DATA BLOCK:
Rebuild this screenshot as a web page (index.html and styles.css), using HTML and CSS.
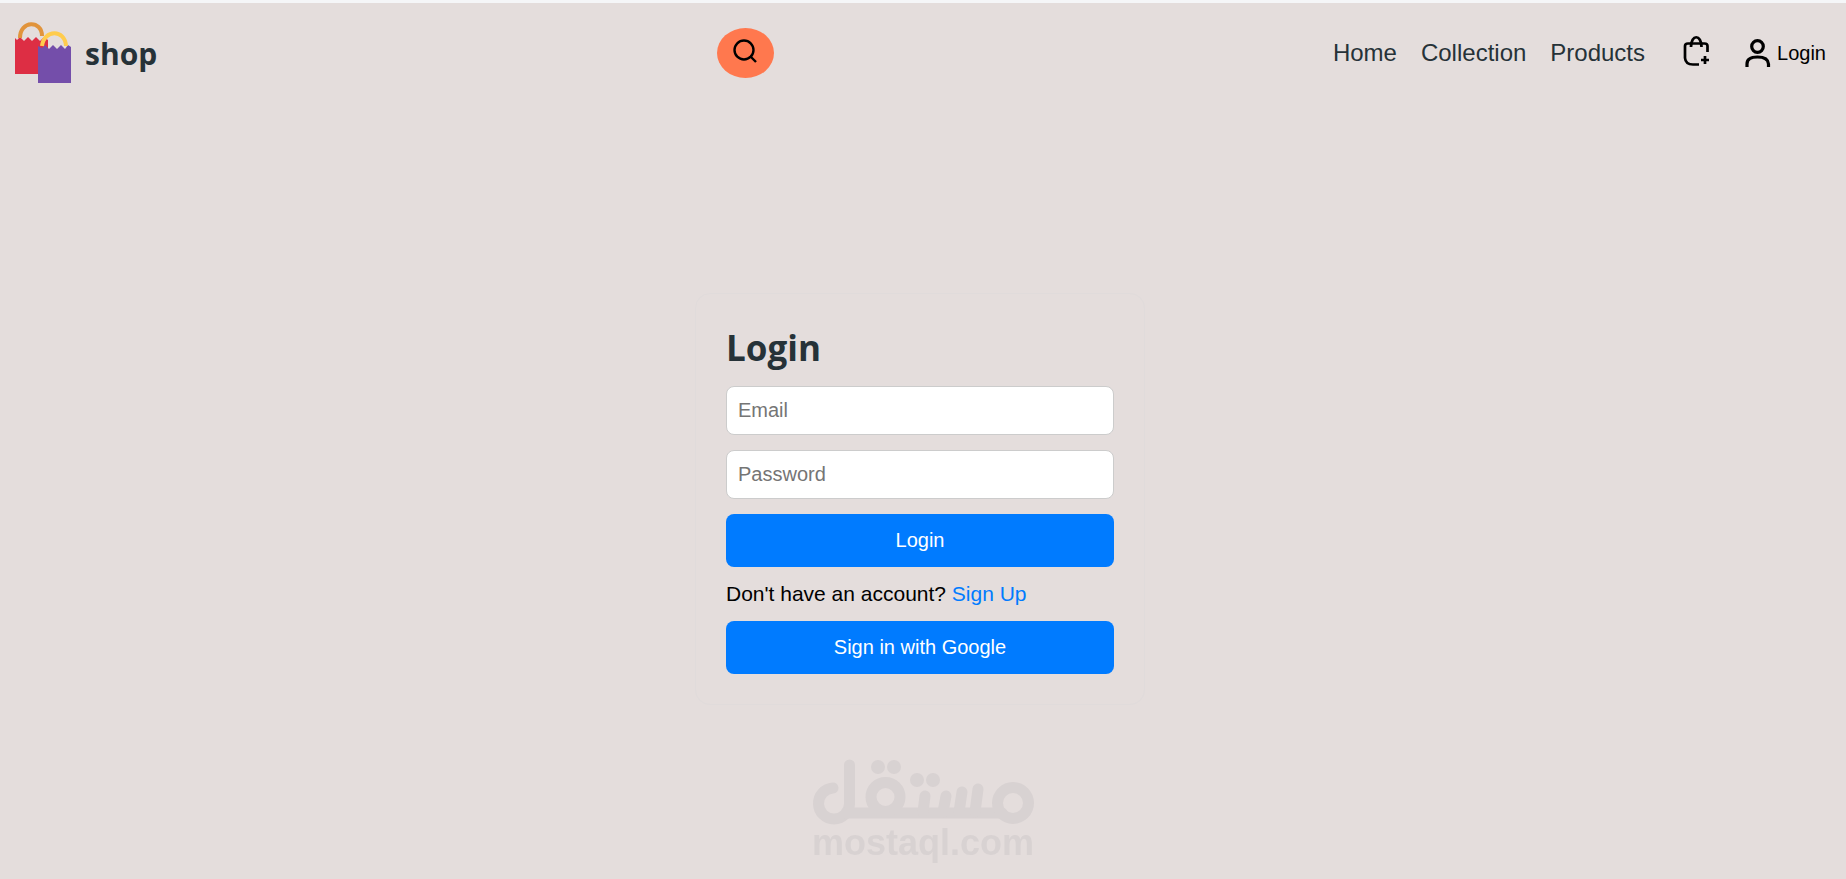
FILE: index.html
```html
<!DOCTYPE html>
<html lang="en">
<head>
    <meta charset="UTF-8">
    <meta name="viewport" content="width=device-width, initial-scale=1.0">
    <title>Shop - Login</title>
    <link rel="stylesheet" href="styles.css">
</head>
<body>
    <header class="header">
        <a href="#" class="logo">
            <svg class="logo-icon" viewBox="0 0 58 60" aria-hidden="true">
                <path d="M1 15l2 2 3-3 4 4 4-4 4 4 4-4 4 4 4-4 4 3v34H1z" fill="#dd2e44"/>
                <path d="M6 15C6 -3 28 -3 28 13" fill="none" stroke="#e1943c" stroke-width="4"/>
                <path d="M24 23l4 2 3-3 4 4 4-4 4 4 4-4 4 4 3-4 3 2v36H24z" fill="#744eaa"/>
                <path d="M28 23C30 6 51 6 52 23" fill="none" stroke="#ffcc4d" stroke-width="4"/>
            </svg>
            <span>shop</span>
        </a>

        <button class="search-button" aria-label="Search">
            <svg viewBox="0 0 24 24" width="24" height="24" aria-hidden="true">
                <circle cx="11" cy="11" r="9.500" fill="none" stroke="#000" stroke-width="2.400"/>
                <path d="M17 17l6 6" stroke="#000" stroke-width="2.400"/>
            </svg>
        </button>

        <nav class="nav">
            <a href="#">Home</a>
            <a href="#">Collection</a>
            <a href="#">Products</a>
            <a href="#" class="cart" aria-label="Cart">
                <svg viewBox="0 0 28 32" width="28" height="32" fill="none" stroke="#000" stroke-width="2.700" aria-hidden="true">
                    <path d="M16 29.500H10Q2.500 29.500 2 23V11Q2 8.500 5 8.500H21.500Q24.500 8.500 24.500 11V17"/>
                    <path d="M8 12C8 -1 18.500 -1 18.500 12"/>
                    <path d="M22 21v8M18 25h8"/>
                </svg>
            </a>
            <a href="#" class="user">
                <svg viewBox="0 0 26 28" width="26" height="28" fill="none" stroke="#000" stroke-width="3.200" aria-hidden="true">
                    <circle cx="12.500" cy="7.500" r="5.800"/>
                    <path d="M2 28V25Q2 18 12.500 18T23.500 25V28"/>
                </svg>
                <span>Login</span>
            </a>
        </nav>
    </header>

    <main class="main">
        <form class="login-form">
            <h1>Login</h1>
            <input type="email" placeholder="Email" aria-label="Email">
            <input type="password" placeholder="Password" aria-label="Password">
            <button type="submit">Login</button>
            <p>Don't have an account? <a href="#">Sign Up</a></p>
            <button type="button">Sign in with Google</button>
        </form>
    </main>

    <!-- Site mark at the bottom -->
    <div class="watermark">
        <svg viewBox="0 0 222 65" role="img" aria-label="مستقل">
            <g fill="none" stroke="#d8d2d2" stroke-width="11" stroke-linecap="round">
                <path d="M21 28A15.500 15.500 0 1 0 37.500 44V5"/>
                <path d="M34 53H190"/>
                <circle cx="73.500" cy="37" r="14.500"/>
                <circle cx="201" cy="43" r="15.500"/>
                <path d="M113 36l-2 16M134 36l-3 16M150 32l-3 20M166 29l-3 23"/>
            </g>
            <g fill="#d8d2d2">
                <circle cx="66" cy="7" r="7"/>
                <circle cx="82" cy="7" r="7"/>
                <circle cx="105" cy="20" r="7"/>
                <circle cx="121" cy="20" r="7"/>
            </g>
        </svg>
        <span>mostaql.com</span>
    </div>
</body>
</html>
```
FILE: styles.css
```css
* {
    box-sizing: border-box;
}

body {
    font-family: "Liberation Sans", Arial, sans-serif;
    font-size: 20px;
    margin: 0;
    min-height: 100vh;
    background-color: #e4dddc;
    border-top: 3px solid #f5f6f8;
}

a {
    text-decoration: none;
}

/* Header */
.header {
    display: flex;
    align-items: center;
    justify-content: space-between;
    height: 100px;
    padding: 0 20px 0 14px;
}

.logo {
    display: flex;
    align-items: center;
    gap: 13px;
    color: #263238;
    font-family: "Open Sans", sans-serif;
    font-size: 30px;
    font-weight: 700;
}

.logo-icon {
    width: 58px;
    height: 60px;
    overflow: visible;
}

.search-button {
    width: 57px;
    height: 50px;
    padding: 0 0 4px;
    border: none;
    border-radius: 50%;
    background-color: #ff784e;
    cursor: pointer;
}

.search-button svg {
    display: block;
    margin: 0 auto;
}

.nav {
    display: flex;
    align-items: center;
    gap: 24px;
    font-size: 24px;
}

.nav a {
    color: #263238;
}

.nav .cart {
    display: flex;
    margin: 0 10px 4px 14px;
}

.nav .user {
    display: flex;
    align-items: center;
    gap: 6px;
    color: #000;
    font-size: 20px;
}

/* Login form */
.main {
    display: flex;
    justify-content: center;
    padding: 190px 6px 0 0;
}

.login-form {
    display: flex;
    flex-direction: column;
    gap: 15px;
    width: 450px;
    padding: 30px;
    border: 1px solid #e0dbdb;
    border-radius: 15px;
}

.login-form h1 {
    margin: 0;
    color: #263238;
    font-family: "Open Sans", sans-serif;
    font-size: 35px;
    line-height: 47px;
}

.login-form input {
    height: 49px;
    padding: 0 11px;
    border: 1px solid #ccc;
    border-radius: 8px;
    font-family: inherit;
    font-size: 20px;
}

.login-form button {
    height: 53px;
    border: none;
    border-radius: 8px;
    background-color: #007bff;
    color: white;
    font-family: inherit;
    font-size: 20px;
    cursor: pointer;
}

.login-form p {
    margin: 0;
    font-size: 21px;
    line-height: 24px;
}

.login-form p a {
    color: #007bff;
}

/* Watermark lies over the page */
.watermark {
    position: fixed;
    bottom: 18px;
    left: 0;
    right: 0;
    display: flex;
    flex-direction: column;
    align-items: center;
    color: #d8d2d2;
    font-size: 36px;
    font-weight: 700;
    line-height: 36px;
    pointer-events: none;
}

.watermark svg {
    width: 222px;
    height: 65px;
    overflow: visible;
}
```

GIVEN REQUEST:
Quote the material in full and exactly; do not carry over its pictures.

PROBLEM SOLUTION:
Rebuild this screenshot as a web page (index.html and styles.css), using HTML and CSS.
FILE: index.html
```html
<!DOCTYPE html>
<html lang="en">
<head>
    <meta charset="UTF-8">
    <meta name="viewport" content="width=device-width, initial-scale=1.0">
    <title>Shop - Login</title>
    <link rel="stylesheet" href="styles.css">
</head>
<body>
    <header class="header">
        <a href="#" class="logo">
            <svg class="logo-icon" viewBox="0 0 58 60" aria-hidden="true">
                <path d="M1 15l2 2 3-3 4 4 4-4 4 4 4-4 4 4 4-4 4 3v34H1z" fill="#dd2e44"/>
                <path d="M6 15C6 -3 28 -3 28 13" fill="none" stroke="#e1943c" stroke-width="4"/>
                <path d="M24 23l4 2 3-3 4 4 4-4 4 4 4-4 4 4 3-4 3 2v36H24z" fill="#744eaa"/>
                <path d="M28 23C30 6 51 6 52 23" fill="none" stroke="#ffcc4d" stroke-width="4"/>
            </svg>
            <span>shop</span>
        </a>

        <button class="search-button" aria-label="Search">
            <svg viewBox="0 0 24 24" width="24" height="24" aria-hidden="true">
                <circle cx="11" cy="11" r="9.500" fill="none" stroke="#000" stroke-width="2.400"/>
                <path d="M17 17l6 6" stroke="#000" stroke-width="2.400"/>
            </svg>
        </button>

        <nav class="nav">
            <a href="#">Home</a>
            <a href="#">Collection</a>
            <a href="#">Products</a>
            <a href="#" class="cart" aria-label="Cart">
                <svg viewBox="0 0 28 32" width="28" height="32" fill="none" stroke="#000" stroke-width="2.700" aria-hidden="true">
                    <path d="M16 29.500H10Q2.500 29.500 2 23V11Q2 8.500 5 8.500H21.500Q24.500 8.500 24.500 11V17"/>
                    <path d="M8 12C8 -1 18.500 -1 18.500 12"/>
                    <path d="M22 21v8M18 25h8"/>
                </svg>
            </a>
            <a href="#" class="user">
                <svg viewBox="0 0 26 28" width="26" height="28" fill="none" stroke="#000" stroke-width="3.200" aria-hidden="true">
                    <circle cx="12.500" cy="7.500" r="5.800"/>
                    <path d="M2 28V25Q2 18 12.500 18T23.500 25V28"/>
                </svg>
                <span>Login</span>
            </a>
        </nav>
    </header>

    <main class="main">
        <form class="login-form">
            <h1>Login</h1>
            <input type="email" placeholder="Email" aria-label="Email">
            <input type="password" placeholder="Password" aria-label="Password">
            <button type="submit">Login</button>
            <p>Don't have an account? <a href="#">Sign Up</a></p>
            <button type="button">Sign in with Google</button>
        </form>
    </main>

    <!-- Site mark at the bottom -->
    <div class="watermark">
        <svg viewBox="0 0 222 65" role="img" aria-label="مستقل">
            <g fill="none" stroke="#d8d2d2" stroke-width="11" stroke-linecap="round">
                <path d="M21 28A15.500 15.500 0 1 0 37.500 44V5"/>
                <path d="M34 53H190"/>
                <circle cx="73.500" cy="37" r="14.500"/>
                <circle cx="201" cy="43" r="15.500"/>
                <path d="M113 36l-2 16M134 36l-3 16M150 32l-3 20M166 29l-3 23"/>
            </g>
            <g fill="#d8d2d2">
                <circle cx="66" cy="7" r="7"/>
                <circle cx="82" cy="7" r="7"/>
                <circle cx="105" cy="20" r="7"/>
                <circle cx="121" cy="20" r="7"/>
            </g>
        </svg>
        <span>mostaql.com</span>
    </div>
</body>
</html>
```
FILE: styles.css
```css
* {
    box-sizing: border-box;
}

body {
    font-family: "Liberation Sans", Arial, sans-serif;
    font-size: 20px;
    margin: 0;
    min-height: 100vh;
    background-color: #e4dddc;
    border-top: 3px solid #f5f6f8;
}

a {
    text-decoration: none;
}

/* Header */
.header {
    display: flex;
    align-items: center;
    justify-content: space-between;
    height: 100px;
    padding: 0 20px 0 14px;
}

.logo {
    display: flex;
    align-items: center;
    gap: 13px;
    color: #263238;
    font-family: "Open Sans", sans-serif;
    font-size: 30px;
    font-weight: 700;
}

.logo-icon {
    width: 58px;
    height: 60px;
    overflow: visible;
}

.search-button {
    width: 57px;
    height: 50px;
    padding: 0 0 4px;
    border: none;
    border-radius: 50%;
    background-color: #ff784e;
    cursor: pointer;
}

.search-button svg {
    display: block;
    margin: 0 auto;
}

.nav {
    display: flex;
    align-items: center;
    gap: 24px;
    font-size: 24px;
}

.nav a {
    color: #263238;
}

.nav .cart {
    display: flex;
    margin: 0 10px 4px 14px;
}

.nav .user {
    display: flex;
    align-items: center;
    gap: 6px;
    color: #000;
    font-size: 20px;
}

/* Login form */
.main {
    display: flex;
    justify-content: center;
    padding: 190px 6px 0 0;
}

.login-form {
    display: flex;
    flex-direction: column;
    gap: 15px;
    width: 450px;
    padding: 30px;
    border: 1px solid #e0dbdb;
    border-radius: 15px;
}

.login-form h1 {
    margin: 0;
    color: #263238;
    font-family: "Open Sans", sans-serif;
    font-size: 35px;
    line-height: 47px;
}

.login-form input {
    height: 49px;
    padding: 0 11px;
    border: 1px solid #ccc;
    border-radius: 8px;
    font-family: inherit;
    font-size: 20px;
}

.login-form button {
    height: 53px;
    border: none;
    border-radius: 8px;
    background-color: #007bff;
    color: white;
    font-family: inherit;
    font-size: 20px;
    cursor: pointer;
}

.login-form p {
    margin: 0;
    font-size: 21px;
    line-height: 24px;
}

.login-form p a {
    color: #007bff;
}

/* Watermark lies over the page */
.watermark {
    position: fixed;
    bottom: 18px;
    left: 0;
    right: 0;
    display: flex;
    flex-direction: column;
    align-items: center;
    color: #d8d2d2;
    font-size: 36px;
    font-weight: 700;
    line-height: 36px;
    pointer-events: none;
}

.watermark svg {
    width: 222px;
    height: 65px;
    overflow: visible;
}
```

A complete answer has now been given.